*WORK TO COMPLETE:*
Scan the material that follows. Copy every line containing the word "React".

*EXCERPTED RECORDS:*
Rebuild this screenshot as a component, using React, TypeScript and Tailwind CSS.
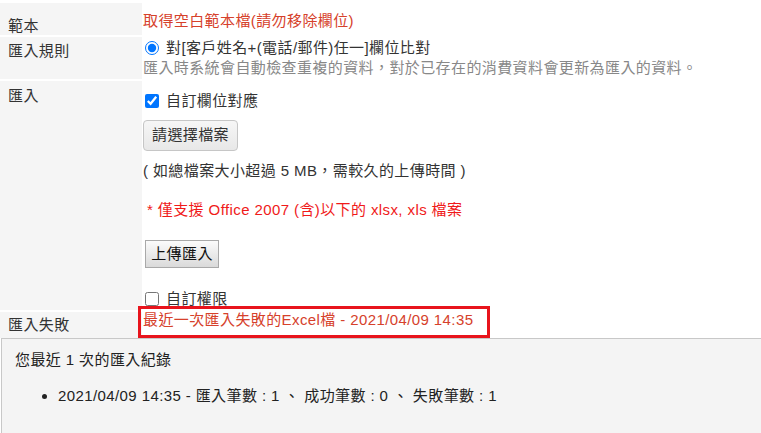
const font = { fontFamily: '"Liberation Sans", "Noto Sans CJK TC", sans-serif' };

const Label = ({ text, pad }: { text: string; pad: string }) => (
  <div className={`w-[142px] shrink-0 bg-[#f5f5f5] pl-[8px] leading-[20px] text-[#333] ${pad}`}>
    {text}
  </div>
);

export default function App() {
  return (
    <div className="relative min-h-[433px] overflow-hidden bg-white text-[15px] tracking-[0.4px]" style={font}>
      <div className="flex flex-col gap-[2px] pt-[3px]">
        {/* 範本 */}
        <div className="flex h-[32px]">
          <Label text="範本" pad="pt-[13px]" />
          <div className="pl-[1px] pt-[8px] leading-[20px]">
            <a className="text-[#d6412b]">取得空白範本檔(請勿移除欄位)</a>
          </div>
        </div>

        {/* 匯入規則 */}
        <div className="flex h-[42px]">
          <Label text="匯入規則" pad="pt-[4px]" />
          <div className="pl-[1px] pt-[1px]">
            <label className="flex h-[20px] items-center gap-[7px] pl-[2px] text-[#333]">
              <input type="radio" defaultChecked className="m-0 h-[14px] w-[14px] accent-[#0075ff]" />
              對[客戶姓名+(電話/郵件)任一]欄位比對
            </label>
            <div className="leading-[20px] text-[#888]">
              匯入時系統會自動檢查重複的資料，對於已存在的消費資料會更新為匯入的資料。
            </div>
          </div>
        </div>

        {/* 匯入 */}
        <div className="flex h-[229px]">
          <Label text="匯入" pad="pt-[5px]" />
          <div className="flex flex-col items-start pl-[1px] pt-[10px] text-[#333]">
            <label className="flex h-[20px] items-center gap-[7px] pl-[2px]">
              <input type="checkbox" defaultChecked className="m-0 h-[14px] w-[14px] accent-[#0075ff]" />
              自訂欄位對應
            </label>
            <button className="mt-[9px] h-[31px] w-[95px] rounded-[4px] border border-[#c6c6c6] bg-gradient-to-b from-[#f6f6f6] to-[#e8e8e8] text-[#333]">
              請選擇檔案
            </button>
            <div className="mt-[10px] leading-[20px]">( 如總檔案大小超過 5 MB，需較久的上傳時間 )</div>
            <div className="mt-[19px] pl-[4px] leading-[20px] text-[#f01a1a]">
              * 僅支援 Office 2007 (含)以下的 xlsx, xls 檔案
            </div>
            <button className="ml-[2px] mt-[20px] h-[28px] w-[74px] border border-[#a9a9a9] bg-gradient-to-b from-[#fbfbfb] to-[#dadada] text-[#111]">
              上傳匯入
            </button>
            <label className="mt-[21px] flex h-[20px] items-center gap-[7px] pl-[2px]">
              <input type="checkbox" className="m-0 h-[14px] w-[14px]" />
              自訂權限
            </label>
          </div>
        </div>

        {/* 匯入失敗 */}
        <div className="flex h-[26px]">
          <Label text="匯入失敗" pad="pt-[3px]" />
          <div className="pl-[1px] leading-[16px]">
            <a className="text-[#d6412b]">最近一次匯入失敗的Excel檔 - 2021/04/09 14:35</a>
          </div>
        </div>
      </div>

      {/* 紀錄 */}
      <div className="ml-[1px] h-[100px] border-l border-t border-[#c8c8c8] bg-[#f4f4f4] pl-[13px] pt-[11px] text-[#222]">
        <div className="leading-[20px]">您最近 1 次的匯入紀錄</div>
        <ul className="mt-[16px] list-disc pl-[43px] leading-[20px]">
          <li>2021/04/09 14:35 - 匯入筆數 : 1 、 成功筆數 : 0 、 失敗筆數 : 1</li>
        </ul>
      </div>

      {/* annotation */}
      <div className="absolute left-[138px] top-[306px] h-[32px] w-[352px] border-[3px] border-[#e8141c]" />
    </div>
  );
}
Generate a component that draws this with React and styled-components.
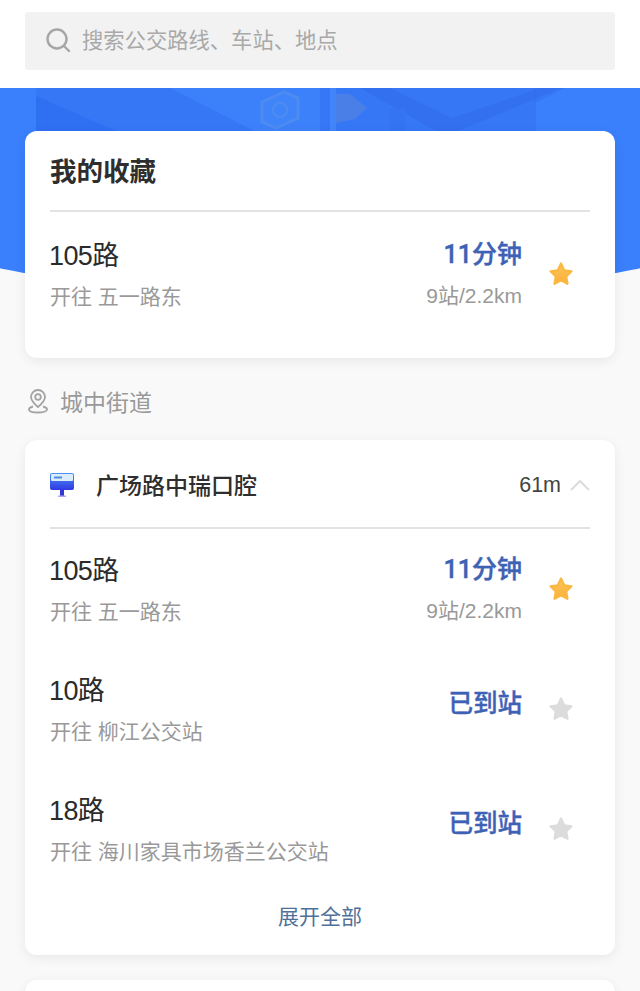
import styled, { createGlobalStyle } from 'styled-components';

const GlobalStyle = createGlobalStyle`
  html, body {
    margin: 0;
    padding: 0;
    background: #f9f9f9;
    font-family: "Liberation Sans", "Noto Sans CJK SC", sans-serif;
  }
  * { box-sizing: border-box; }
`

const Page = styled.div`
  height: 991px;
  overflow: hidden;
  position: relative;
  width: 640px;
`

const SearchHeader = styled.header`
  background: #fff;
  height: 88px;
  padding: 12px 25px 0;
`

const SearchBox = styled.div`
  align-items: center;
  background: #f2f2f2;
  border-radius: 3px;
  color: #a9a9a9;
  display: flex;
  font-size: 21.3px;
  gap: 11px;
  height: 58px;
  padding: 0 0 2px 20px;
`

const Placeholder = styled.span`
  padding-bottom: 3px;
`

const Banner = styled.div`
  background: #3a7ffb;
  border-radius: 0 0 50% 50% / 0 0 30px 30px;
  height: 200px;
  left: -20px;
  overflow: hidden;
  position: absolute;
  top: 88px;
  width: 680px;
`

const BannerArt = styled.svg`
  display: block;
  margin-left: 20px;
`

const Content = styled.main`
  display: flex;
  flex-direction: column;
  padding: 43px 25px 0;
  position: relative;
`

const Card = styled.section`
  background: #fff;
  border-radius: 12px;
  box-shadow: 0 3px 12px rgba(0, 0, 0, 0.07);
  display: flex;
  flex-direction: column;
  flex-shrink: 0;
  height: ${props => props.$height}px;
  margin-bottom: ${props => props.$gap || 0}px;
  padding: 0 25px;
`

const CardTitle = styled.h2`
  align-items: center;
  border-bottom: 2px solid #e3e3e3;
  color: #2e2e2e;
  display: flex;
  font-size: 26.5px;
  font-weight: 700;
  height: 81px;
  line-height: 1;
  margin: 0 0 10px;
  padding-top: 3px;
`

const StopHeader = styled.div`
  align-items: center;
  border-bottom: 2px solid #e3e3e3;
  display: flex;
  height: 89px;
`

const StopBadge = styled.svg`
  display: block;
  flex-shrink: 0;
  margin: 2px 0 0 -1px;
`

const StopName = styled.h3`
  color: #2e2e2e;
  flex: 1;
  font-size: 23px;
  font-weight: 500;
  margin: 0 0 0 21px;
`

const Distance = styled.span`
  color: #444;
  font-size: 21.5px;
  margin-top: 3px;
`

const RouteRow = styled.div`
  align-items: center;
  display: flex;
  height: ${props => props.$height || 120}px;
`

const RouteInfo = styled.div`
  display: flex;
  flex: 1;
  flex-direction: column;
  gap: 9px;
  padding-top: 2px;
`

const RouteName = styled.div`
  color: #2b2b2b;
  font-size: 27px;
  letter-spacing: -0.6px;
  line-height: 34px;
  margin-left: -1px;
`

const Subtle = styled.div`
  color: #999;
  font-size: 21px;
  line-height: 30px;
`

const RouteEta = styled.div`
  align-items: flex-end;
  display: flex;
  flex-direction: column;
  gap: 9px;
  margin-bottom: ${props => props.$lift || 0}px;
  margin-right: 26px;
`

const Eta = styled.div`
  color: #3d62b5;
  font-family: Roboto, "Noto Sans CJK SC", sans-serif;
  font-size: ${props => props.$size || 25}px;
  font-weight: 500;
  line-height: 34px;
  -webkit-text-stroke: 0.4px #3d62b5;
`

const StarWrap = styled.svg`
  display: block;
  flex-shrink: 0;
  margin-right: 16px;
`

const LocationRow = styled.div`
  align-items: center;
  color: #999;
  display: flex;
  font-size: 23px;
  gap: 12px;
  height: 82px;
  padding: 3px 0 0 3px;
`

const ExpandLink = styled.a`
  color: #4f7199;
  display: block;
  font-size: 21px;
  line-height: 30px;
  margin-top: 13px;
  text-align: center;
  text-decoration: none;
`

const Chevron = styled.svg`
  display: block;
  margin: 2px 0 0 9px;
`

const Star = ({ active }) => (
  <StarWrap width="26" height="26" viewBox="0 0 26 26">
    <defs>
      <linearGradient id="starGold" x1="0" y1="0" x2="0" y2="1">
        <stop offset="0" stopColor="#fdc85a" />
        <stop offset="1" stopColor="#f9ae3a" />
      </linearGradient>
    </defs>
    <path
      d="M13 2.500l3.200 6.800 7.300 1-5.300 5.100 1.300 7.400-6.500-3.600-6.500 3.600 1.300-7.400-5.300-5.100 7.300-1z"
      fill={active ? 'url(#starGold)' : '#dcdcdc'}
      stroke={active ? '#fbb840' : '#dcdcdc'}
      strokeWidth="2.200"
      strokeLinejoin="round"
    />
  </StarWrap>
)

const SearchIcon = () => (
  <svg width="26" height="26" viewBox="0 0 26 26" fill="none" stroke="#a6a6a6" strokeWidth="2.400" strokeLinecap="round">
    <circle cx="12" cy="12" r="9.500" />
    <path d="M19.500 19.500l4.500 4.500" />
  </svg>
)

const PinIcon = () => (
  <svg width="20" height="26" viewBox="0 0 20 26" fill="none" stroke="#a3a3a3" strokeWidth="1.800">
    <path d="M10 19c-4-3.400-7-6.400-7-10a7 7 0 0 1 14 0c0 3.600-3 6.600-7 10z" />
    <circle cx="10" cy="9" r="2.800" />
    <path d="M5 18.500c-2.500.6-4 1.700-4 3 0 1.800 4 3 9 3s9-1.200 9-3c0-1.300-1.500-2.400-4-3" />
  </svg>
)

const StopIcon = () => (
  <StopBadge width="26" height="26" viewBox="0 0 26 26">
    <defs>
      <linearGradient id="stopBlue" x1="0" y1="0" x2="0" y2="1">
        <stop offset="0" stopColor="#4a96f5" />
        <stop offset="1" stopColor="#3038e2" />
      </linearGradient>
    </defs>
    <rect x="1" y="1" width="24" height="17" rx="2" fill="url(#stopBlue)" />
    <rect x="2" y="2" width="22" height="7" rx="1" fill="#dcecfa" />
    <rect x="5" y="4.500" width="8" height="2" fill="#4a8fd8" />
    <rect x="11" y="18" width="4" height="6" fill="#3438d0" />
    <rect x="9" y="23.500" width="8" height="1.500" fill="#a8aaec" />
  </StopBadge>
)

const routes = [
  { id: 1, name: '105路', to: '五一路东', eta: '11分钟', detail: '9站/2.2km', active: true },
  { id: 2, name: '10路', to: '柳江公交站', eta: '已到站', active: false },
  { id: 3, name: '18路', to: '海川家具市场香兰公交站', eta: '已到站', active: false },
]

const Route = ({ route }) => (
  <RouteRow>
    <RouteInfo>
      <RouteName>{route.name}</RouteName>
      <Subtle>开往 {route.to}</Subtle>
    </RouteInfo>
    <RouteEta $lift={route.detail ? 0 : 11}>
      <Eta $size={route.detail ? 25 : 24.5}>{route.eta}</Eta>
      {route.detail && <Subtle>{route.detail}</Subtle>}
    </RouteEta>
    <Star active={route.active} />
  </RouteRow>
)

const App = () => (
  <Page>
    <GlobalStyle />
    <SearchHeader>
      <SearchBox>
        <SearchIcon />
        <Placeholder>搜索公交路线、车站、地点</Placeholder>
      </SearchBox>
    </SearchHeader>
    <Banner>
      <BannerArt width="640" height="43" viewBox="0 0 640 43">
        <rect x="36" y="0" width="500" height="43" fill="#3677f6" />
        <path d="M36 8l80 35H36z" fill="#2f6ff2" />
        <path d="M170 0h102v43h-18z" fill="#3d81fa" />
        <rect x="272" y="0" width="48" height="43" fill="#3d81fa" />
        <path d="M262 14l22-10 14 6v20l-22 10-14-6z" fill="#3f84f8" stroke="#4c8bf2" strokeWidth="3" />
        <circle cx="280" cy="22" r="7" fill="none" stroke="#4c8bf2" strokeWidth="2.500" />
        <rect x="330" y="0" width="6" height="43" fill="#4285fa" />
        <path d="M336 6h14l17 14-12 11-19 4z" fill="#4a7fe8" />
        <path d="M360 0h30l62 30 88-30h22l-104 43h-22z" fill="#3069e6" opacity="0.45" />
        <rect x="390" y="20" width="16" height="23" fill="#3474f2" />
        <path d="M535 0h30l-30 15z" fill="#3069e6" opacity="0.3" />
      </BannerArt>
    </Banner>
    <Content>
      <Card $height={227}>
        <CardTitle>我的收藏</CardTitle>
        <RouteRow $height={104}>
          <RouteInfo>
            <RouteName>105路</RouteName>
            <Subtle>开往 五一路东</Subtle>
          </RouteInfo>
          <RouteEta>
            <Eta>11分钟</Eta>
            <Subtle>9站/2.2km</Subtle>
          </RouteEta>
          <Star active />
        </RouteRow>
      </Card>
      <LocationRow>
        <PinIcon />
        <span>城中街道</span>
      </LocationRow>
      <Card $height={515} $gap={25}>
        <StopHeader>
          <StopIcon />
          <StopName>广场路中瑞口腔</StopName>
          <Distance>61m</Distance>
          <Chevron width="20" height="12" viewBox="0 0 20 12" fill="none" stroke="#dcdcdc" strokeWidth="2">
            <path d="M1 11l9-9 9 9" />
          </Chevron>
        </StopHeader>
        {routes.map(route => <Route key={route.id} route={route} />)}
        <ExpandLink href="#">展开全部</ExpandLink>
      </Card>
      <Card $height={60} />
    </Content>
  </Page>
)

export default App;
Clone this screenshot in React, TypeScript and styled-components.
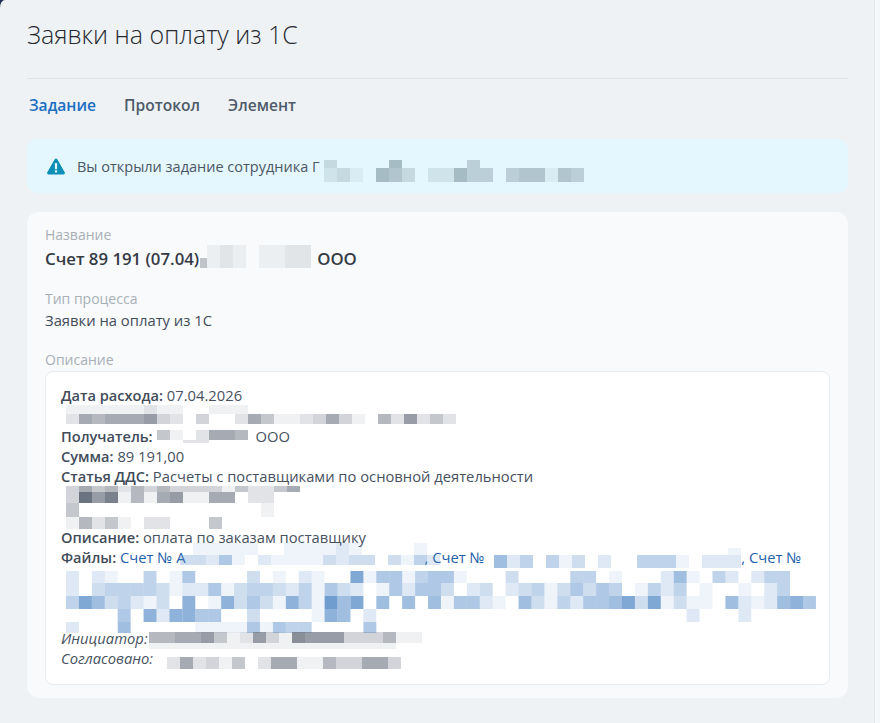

*TASK RESULT:*
Rebuild this screenshot as a component, using React, TypeScript and Tailwind CSS.
Generate a component that draws this with React and styled-components.
Clone this screenshot in React, TypeScript and styled-components.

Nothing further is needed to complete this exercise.